12 December 2013 – Berlin

I just read a short piece called ‘Market’ written by Robert Walser at the beginning of the 1900s (it’s in Berlin Stories, translated by Susan Bernofsky in 2012). W.G. Sebald refers to Walser as a ‘clairvoyant of the small’, and I’ve reproduced a short passage below where he vividly captures some of the sights and smells of his local market in Berlin at the turn of the last century. Great stuff.

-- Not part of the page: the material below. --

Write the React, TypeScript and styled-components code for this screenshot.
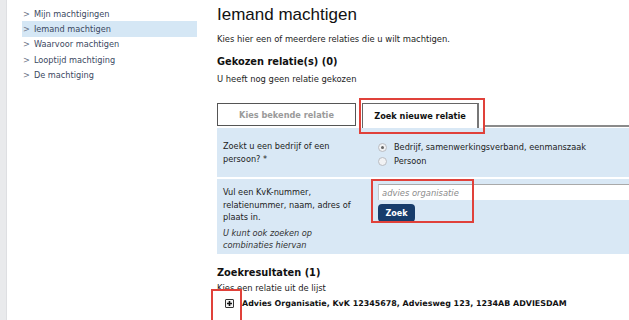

A weekly market is something bright, lively, sumptuous and gay. Through the broad streets that are usually so still stretch two long rows of stands, interrupted by gaps, where lies and hangs everything that households and families require for their daily needs. The sun that in these parts can usually lie about haughtily and idly is now compelled to leap and glint, to flail about, as it were, for every mobile thing here present, every object, every hat, apron, pot, sausage, absolutely everything wants to be given a sparkle. Sausages bathed in sunshine look so splendid. The meat shows off in all its glory, proud and purple, on the hooks from which it hangs. Vegetables are greening and laughing, oranges jesting in stunning golden profusion, fish swimming about in wide tubs of water…Flowers here, crockery over there, and right beside it cheese: Swiss, Tilsiter, Dutch, Harzer, with the accompanying odors. If you gaze off now into the distance, hundreds of subjects for landscape painting come into view; if you look down, you discern apple peels and nut shells, scraps of meat, bits of paper, half and whole international newspapers, a trouser button, a garter…The market always leaves behind an inkling of country life in the city neighbourhood, as if to shake it out of its monotonous pride. How lovely it is that all these wares are lying out in the fresh open air.